In December, the Charlottesville location announced that it was pulling the plug on walk-in sales.

"Without a scrapyard like that, you have to use a distributor, and that's expensive," says Farrell. "You also have to buy in bulk. But if you're an artisan or artist, you're looking for quality, not quantity."

Fitts says he wrote the owner of Cycle Systems a letter when the business changed hands and received assurance that it would stay open for walk-in buyers. Fitts, whose realistic painted objects on metal are familiar to local gallery goers, has seen his worked exhibited at Washington's Corcoran Gallery. Privately, his paintings have sold for thousands; rock star Dave Matthews and best-sell author John Grisham have Fitts paintings hanging in their homes.

When Preston Coiner was still running the place, Fitts says, the guys there knew him by name and it was a "nice small-town operation." In fact, he says it was Coiner who suggested he come to the yard. After seeing his paintings at a local gallery, Fitts says Coiner wrote him a letter and told him about his scrap yard.

For Fitts, it was a career changer. At the time, it was difficult to find the scrap metal he wanted. When he discovered Coiner's, Fitts says it opened up more possibilities for his work.

But since Cycle Systems took over they have been generally "very unpleasant and short" with artists and scavengers like him, he says.

"Cycle Systems managed to destroy everything that was great about that scrap yard," says Fitts. "They slowly strangled it to death by closing the yard to the public more and more on the Saturdays that they were open."
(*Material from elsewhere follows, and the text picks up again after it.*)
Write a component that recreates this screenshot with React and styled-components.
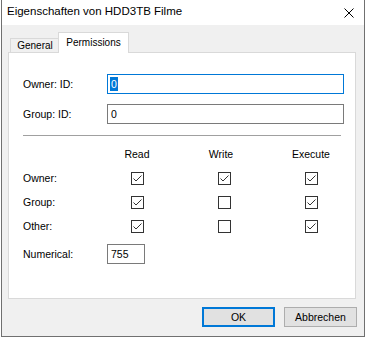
import { Fragment } from "react"
import styled, { createGlobalStyle } from "styled-components"

const GlobalStyle = createGlobalStyle`
  html, body {
    margin: 0;
    padding: 0;
    background: #ffffff;
  }
  body {
    font-family: "Liberation Sans", Arial, sans-serif;
    color: #000;
  }
`

const Window = styled.div`
  box-sizing: border-box;
  width: 364px;
  height: 337px;
  margin-left: 1px;
  border: 1px solid #707070;
  border-top: none;
  background: #f0f0f0;
  display: flex;
  flex-direction: column;
`

const TitleBar = styled.div`
  height: 25px;
  flex: none;
  background: #ffffff;
  display: flex;
  align-items: center;
  justify-content: space-between;
  padding: 0 10px 0 5px;
`

const Title = styled.span`
  font-size: 11.5px;
  line-height: 1;
  padding-bottom: 1px;
`

const CloseButton = styled.div`
  width: 10px;
  height: 10px;
  display: flex;
`

const Body = styled.div`
  display: flex;
  flex-direction: column;
  padding: 7px 7px 0 6px;
`

const TabStrip = styled.div`
  display: flex;
  align-items: flex-end;
  height: 21px;
  margin-bottom: -1px;
  padding-left: 2px;
  position: relative;
  z-index: 1;
`

const Tab = styled.div`
  box-sizing: border-box;
  height: ${(p) => (p.$active ? "21px" : "15px")};
  padding: ${(p) => (p.$active ? "0 7px 2px" : "0 6px")};
  margin-left: ${(p) => (p.$active ? "-2px" : "0")};
  border: 1px solid #d9d9d9;
  border-bottom: ${(p) => (p.$active ? "none" : "1px solid #d9d9d9")};
  background: ${(p) => (p.$active ? "#ffffff" : "#f0f0f0")};
  font-size: 10px;
  display: flex;
  align-items: center;
  justify-content: center;
  width: ${(p) => p.$width}px;
`

const Panel = styled.div`
  box-sizing: border-box;
  width: 348px;
  height: 247px;
  border: 1px solid #d9d9d9;
  background: #ffffff;
  padding: 21px 0 0 14px;
  display: flex;
  flex-direction: column;
  font-size: 10.5px;
`

const FieldRow = styled.div`
  display: flex;
  align-items: center;
  height: 20px;
  margin-top: ${(p) => p.$gap || 0}px;
`

const Label = styled.div`
  width: 84px;
  flex: none;
`

const TextBox = styled.div`
  box-sizing: border-box;
  width: ${(p) => p.$width}px;
  height: 20px;
  border: 1px solid ${(p) => (p.$focused ? "#0078d7" : "#7a7a7a")};
  background: #fff;
  padding-left: 3px;
  display: flex;
  align-items: center;
  font-size: 10.5px;
`

const Selected = styled.span`
  background: #0078d7;
  color: #ffffff;
  padding: 1px 1px;
  margin-left: -1px;
`

const Separator = styled.div`
  width: 318px;
  height: 1px;
  background: #a0a0a0;
  margin-top: 11px;
`

const PermGrid = styled.div`
  display: grid;
  grid-template-columns: 57px 60px 60px 60px;
  column-gap: 27px;
  grid-auto-rows: 24px;
  align-items: center;
  justify-items: center;
  margin-top: 6px;
`

const RowLabel = styled.div`
  justify-self: start;
`

const Header = styled.div`
  margin-left: ${(p) => p.$shift || 0}px;
`

const Box = styled.div`
  box-sizing: border-box;
  width: 13px;
  height: 13px;
  border: 1px solid #333333;
  background: #ffffff;
  display: flex;
  align-items: center;
  justify-content: center;
`

const Buttons = styled.div`
  display: flex;
  justify-content: flex-end;
  gap: 9px;
  margin-top: 8px;
`

const Button = styled.div`
  box-sizing: border-box;
  width: 73px;
  height: 20px;
  background: #e1e1e1;
  border: ${(p) => (p.$default ? "2px solid #0078d7" : "1px solid #adadad")};
  font-size: 10.5px;
  display: flex;
  align-items: center;
  justify-content: center;
`

const CheckBox = ({ checked }) => (
  <Box>
    {checked && (
      <svg width="11" height="11" viewBox="0 0 11 11">
        <path d="M1.5 5.5 L4 8 L9.5 2.5" fill="none" stroke="#333" strokeWidth="1" />
      </svg>
    )}
  </Box>
)

const rows = [
  { name: "Owner:", perms: [true, true, true] },
  { name: "Group:", perms: [true, false, true] },
  { name: "Other:", perms: [true, false, true] },
]

export default function App() {
  return (
    <>
      <GlobalStyle />
      <Window>
        <TitleBar>
          <Title>Eigenschaften von HDD3TB Filme</Title>
          <CloseButton>
            <svg width="10" height="10" viewBox="0 0 10 10">
              <path d="M0.5 0.5 L9.5 9.5 M9.5 0.5 L0.5 9.5" stroke="#000" strokeWidth="1" />
            </svg>
          </CloseButton>
        </TitleBar>
        <Body>
          <TabStrip>
            <Tab $width={50}>General</Tab>
            <Tab $active $width={71}>Permissions</Tab>
          </TabStrip>
          <Panel>
            <FieldRow>
              <Label>Owner: ID:</Label>
              <TextBox $width={237} $focused>
                <Selected>0</Selected>
              </TextBox>
            </FieldRow>
            <FieldRow $gap={10}>
              <Label>Group: ID:</Label>
              <TextBox $width={237}>0</TextBox>
            </FieldRow>
            <Separator />
            <PermGrid>
              <span />
              <Header>Read</Header>
              <Header $shift={-6}>Write</Header>
              <Header>Execute</Header>
              {rows.map((r) => (
                <Fragment key={r.name}>
                  <RowLabel>{r.name}</RowLabel>
                  {r.perms.map((c, i) => (
                    <CheckBox key={i} checked={c} />
                  ))}
                </Fragment>
              ))}
            </PermGrid>
            <FieldRow $gap={6}>
              <Label>Numerical:</Label>
              <TextBox $width={38}>755</TextBox>
            </FieldRow>
          </Panel>
          <Buttons>
            <Button $default>OK</Button>
            <Button>Abbrechen</Button>
          </Buttons>
        </Body>
      </Window>
    </>
  )
}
Cycle Systems CEO Jay Brenner, responding to such concerns in an interview last month, says he hadn't known that his Charlottesville operation had been closed down to walk-ins like Fitts and that his company has always been "big into art."

"We've even commissioned artwork," says Brenner.
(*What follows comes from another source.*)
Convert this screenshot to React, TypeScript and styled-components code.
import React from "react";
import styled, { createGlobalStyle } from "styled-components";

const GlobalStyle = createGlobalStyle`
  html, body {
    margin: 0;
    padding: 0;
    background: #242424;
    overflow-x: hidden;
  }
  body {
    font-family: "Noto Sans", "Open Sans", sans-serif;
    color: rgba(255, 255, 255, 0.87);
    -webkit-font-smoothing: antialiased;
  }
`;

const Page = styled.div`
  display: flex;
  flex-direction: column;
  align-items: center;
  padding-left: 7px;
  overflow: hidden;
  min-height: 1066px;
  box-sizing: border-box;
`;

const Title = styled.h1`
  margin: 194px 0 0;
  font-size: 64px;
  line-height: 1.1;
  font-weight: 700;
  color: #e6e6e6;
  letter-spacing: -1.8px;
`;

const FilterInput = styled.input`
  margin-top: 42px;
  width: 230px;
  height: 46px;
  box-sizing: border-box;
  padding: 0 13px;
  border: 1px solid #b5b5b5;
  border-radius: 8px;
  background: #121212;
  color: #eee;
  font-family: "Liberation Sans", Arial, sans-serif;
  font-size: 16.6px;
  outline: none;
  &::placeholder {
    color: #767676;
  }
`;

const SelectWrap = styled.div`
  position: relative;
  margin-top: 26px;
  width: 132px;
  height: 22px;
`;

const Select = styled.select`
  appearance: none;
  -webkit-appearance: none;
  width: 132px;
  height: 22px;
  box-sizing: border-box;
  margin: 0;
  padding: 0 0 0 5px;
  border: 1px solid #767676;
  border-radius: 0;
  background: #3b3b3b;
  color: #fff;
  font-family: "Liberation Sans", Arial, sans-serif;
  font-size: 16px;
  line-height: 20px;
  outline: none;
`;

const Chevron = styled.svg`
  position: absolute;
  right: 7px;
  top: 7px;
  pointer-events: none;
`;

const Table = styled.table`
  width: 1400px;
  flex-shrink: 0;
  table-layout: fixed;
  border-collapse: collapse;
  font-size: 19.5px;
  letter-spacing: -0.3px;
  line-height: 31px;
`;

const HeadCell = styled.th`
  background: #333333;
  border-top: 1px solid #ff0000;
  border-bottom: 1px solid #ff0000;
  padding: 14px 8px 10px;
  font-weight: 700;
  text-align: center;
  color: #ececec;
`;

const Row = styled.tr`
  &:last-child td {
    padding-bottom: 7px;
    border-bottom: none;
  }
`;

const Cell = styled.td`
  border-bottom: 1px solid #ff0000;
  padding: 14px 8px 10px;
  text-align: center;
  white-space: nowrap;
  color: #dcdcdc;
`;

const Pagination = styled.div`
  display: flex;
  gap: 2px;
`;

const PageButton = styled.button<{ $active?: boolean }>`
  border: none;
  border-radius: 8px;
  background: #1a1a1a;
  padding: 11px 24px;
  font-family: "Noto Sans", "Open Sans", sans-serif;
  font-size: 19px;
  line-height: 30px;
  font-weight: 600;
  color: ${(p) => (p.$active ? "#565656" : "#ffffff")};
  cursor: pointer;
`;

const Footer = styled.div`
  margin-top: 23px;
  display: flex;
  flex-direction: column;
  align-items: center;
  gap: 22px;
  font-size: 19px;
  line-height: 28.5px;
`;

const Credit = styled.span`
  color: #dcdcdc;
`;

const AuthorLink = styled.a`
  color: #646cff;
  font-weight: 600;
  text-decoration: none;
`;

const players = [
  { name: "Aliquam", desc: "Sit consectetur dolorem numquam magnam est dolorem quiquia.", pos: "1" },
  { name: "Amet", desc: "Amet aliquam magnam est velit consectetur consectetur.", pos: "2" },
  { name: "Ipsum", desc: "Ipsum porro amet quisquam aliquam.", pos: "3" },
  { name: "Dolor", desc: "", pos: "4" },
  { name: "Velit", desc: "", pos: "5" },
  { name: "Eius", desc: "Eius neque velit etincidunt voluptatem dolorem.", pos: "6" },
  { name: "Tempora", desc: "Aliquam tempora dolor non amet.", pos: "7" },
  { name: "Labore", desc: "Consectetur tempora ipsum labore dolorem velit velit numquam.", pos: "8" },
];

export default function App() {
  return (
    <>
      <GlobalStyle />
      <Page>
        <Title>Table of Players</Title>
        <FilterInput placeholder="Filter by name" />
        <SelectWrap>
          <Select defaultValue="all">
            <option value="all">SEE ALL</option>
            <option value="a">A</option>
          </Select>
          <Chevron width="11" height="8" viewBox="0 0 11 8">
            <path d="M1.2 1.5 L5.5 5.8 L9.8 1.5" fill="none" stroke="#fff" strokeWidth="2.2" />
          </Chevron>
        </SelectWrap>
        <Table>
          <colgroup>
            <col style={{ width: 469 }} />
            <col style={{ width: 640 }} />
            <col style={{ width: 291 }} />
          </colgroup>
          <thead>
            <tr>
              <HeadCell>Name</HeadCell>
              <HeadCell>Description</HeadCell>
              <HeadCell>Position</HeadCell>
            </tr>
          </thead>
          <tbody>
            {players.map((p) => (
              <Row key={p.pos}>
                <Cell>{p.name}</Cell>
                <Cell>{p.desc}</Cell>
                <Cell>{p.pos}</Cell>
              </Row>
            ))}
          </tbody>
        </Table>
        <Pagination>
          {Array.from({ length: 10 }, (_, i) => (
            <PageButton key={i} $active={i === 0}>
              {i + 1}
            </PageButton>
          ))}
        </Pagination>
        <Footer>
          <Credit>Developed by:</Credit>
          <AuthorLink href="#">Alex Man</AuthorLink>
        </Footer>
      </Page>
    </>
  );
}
Cycle Systems, too, is a family owned business, and Brenner is the great-grandchild of one of four brothers who started the scrap business in the early 20th century. In Lynchburg, the company has a modern shredding operation that processes automobiles and bulky steel appliances into small chunks of metal at the rate of 60 tons per hour. Including Charlottesville, the company operates nine facilities throughout Virginia.
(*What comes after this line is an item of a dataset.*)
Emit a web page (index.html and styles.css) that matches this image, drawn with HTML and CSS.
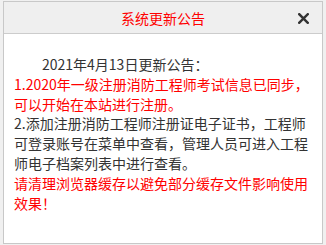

Indeed, scrap yards are no longer quaint community outposts for discarded items– it's big business. In 2011, according to industry analysts, scrap metal prices were at "near historic highs." The stuff has become so valuable, especially in other parts of the world, that authorities in the UK, for instance, have referred to metal theft as a national "epidemic." Thieves are even stealing park sculptures. In Arizona, crooks are lifting air-conditioners and copper pipes from homes, copper wiring from street lights, and even plaques from local memorials.

Fitts says that scrap tin was about 5 cents a pound when Coiner ran the place, but as soon as Cycle Systems took over the price went up to 25 cents a pound.

Brenner says there were some liability concerns at the Charlottesville location, as many of the artists and walk-ins would climb about on scrap heaps in "flip-flops" while heavy machinery was in operation all around them.

"They didn't want customers to get hurt," explains Brenner. Indeed, when a Hook reporter showed up at the yard to take photos, he was told that he couldn't walk around the yard without a hardhat and steel-toed shoes.

"But I didn't realize they'd stopped the walk-in service," says Brenner, "so we started it up again."

Brenner says the scrap yard will now be open one Saturday a month for artists and walk-ins– from 12 to 2pm beginning in February.

"But we can't have them climbing all over the piles," he says. "They will need to sign a release, and wear hard-soled shores."

Farrell says he remains curious about that attitude, given that the breakfast club-goers are far more experienced at perusing the yard than the folks who come to drop off scrap. Still, he's happy the company had a change of heart.

"I can't tell you what this means to us," says Farrell, learning that Brenner had re-started the walk-in service, even if it would just be one Saturday a month. "There really would have been nowhere else for us to go."

Fitts, however, isn't ready to believe the place will re-open to folks like him.

"I'll believe it when I see it," he says.

~

Original headline: "Creative metal: Scrap-hunting scrapped, then unscrapped"

7 comments

It really is sad what's become of that place. One more bit of small town charm and community sucked away by a corporate giant that doesn't want to do business with the little guy. I've taken many piles of junk metal there and have seen numerous items tossed into the pile that I would have paid far more than scrap value to retrieve, but have been forbidden to do so. One Saturday a month does nothing really to change that.

Given that Michael Fitts primarily paints inanimate objects, I don't think "life-like" is the adjective you want. Perhaps "realistic" would be a better choice.

Charlottesville is so resistant to any kind of change for good or bad. The place is an eyesore. Get rid of the junk and built some more multi-million dollar Coran-Condos for the 1-percenters already.

Blame the Lawyers simple as that

Indeed, great suggestion, LP. We've taken your advice.

Dave

Yes, the scrap yard has turned into a bad place. The people who work there are unpleasant (In the office). They don't treat people right. The place gets busier every day and they get worse...

Yeah, what's a few more hours for these workers. When you already work 5 1/2 days a week why not add a few more hours away from family - the kids won't ever remember that.